Clone the multi-cloud Spring project to your local machine.

git clone https://github.com/davidgeorgehope/multi-cloud

Build the project

From each service in the project (aws-multi-cloud, gcp-multi-cloud, gcp-bigdata-consumer-multi-cloud), run the following commands to build the project.

mvn clean install

Now you can run the Java project locally.

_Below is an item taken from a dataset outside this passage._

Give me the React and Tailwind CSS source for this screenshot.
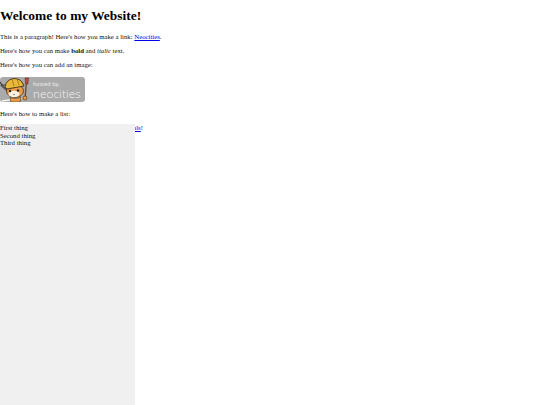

java -jar gcp-bigdata-consumer-multi-cloud-0.0.1-SNAPSHOT.jar --spring.config.location=/Users/davidhope/applicaiton-gcp.properties

That will just get the Java application running locally, but you can also deploy this to Kubernetes using EKS and GKE as shown below.

Create a Docker image

Create a Docker image from the built project using the dockerBuild.sh provided in the project. You may want to customize this shell script to upload the built docker image to your own docker repository.

./dockerBuild.sh

Create a namespace for each service

kubectl create namespace aws

kubectl create namespace gcp-1

kubectl create namespace gcp-2

Once you have the namespaces created, you can switch context using the following command:

kubectl config set-context --current --namespace=my-namespace

Configuration for each service

Each service needs an application.properties file. I have put an example here.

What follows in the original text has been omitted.